Event-Centric World Modeling with Memory-Augmented Retrieval for Embodied Decision-Making

arXiv cs.RO / 4/10/2026

💬 OpinionSignals & Early TrendsIdeas & Deep AnalysisModels & Research

Key Points

  • The paper proposes an event-centric world modeling framework for embodied agents that represents the environment as structured semantic events encoded into a permutation-invariant latent representation.
  • Instead of end-to-end policies, decision-making is performed via memory-augmented retrieval from a knowledge bank of prior event-to-maneuver experiences, producing actions as a weighted combination of retrieved solutions.
  • The approach is designed to be more interpretable than typical learning-based methods by linking current decisions explicitly to stored cases (case-based reasoning).
  • By incorporating physics-informed constraints into the retrieval process, the framework aims to select maneuvers consistent with observed system dynamics.
  • Experiments in UAV flight scenarios indicate the method can meet real-time control constraints while producing interpretable and physically consistent behavior.

Abstract

Autonomous agents operating in dynamic and safety-critical environments require decision-making frameworks that are both computationally efficient and physically grounded. However, many existing approaches rely on end-to-end learning, which often lacks interpretability and explicit mechanisms for ensuring consistency with physical constraints. In this work, we propose an event-centric world modeling framework with memory-augmented retrieval for embodied decision-making. The framework represents the environment as a structured set of semantic events, which are encoded into a permutation-invariant latent representation. Decision-making is performed via retrieval over a knowledge bank of prior experiences, where each entry associates an event representation with a corresponding maneuver. The final action is computed as a weighted combination of retrieved solutions, providing a transparent link between decision and stored experiences.

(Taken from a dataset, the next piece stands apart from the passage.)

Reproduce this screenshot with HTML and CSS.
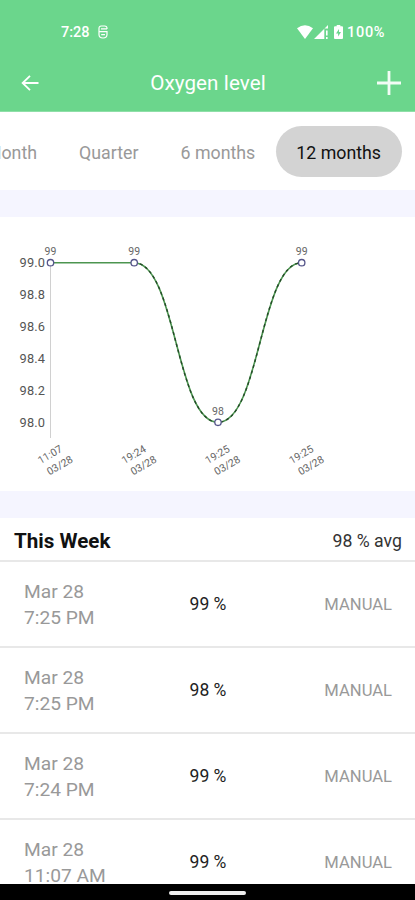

The proposed design enables structured abstraction of dynamic environments and supports interpretable decision-making through case-based reasoning. In addition, incorporating physics-informed knowledge into the retrieval process encourages the selection of maneuvers that are consistent with observed system dynamics. Experimental evaluation in UAV flight scenarios demonstrates that the framework operates within real-time control constraints while maintaining interpretable and consistent behavior.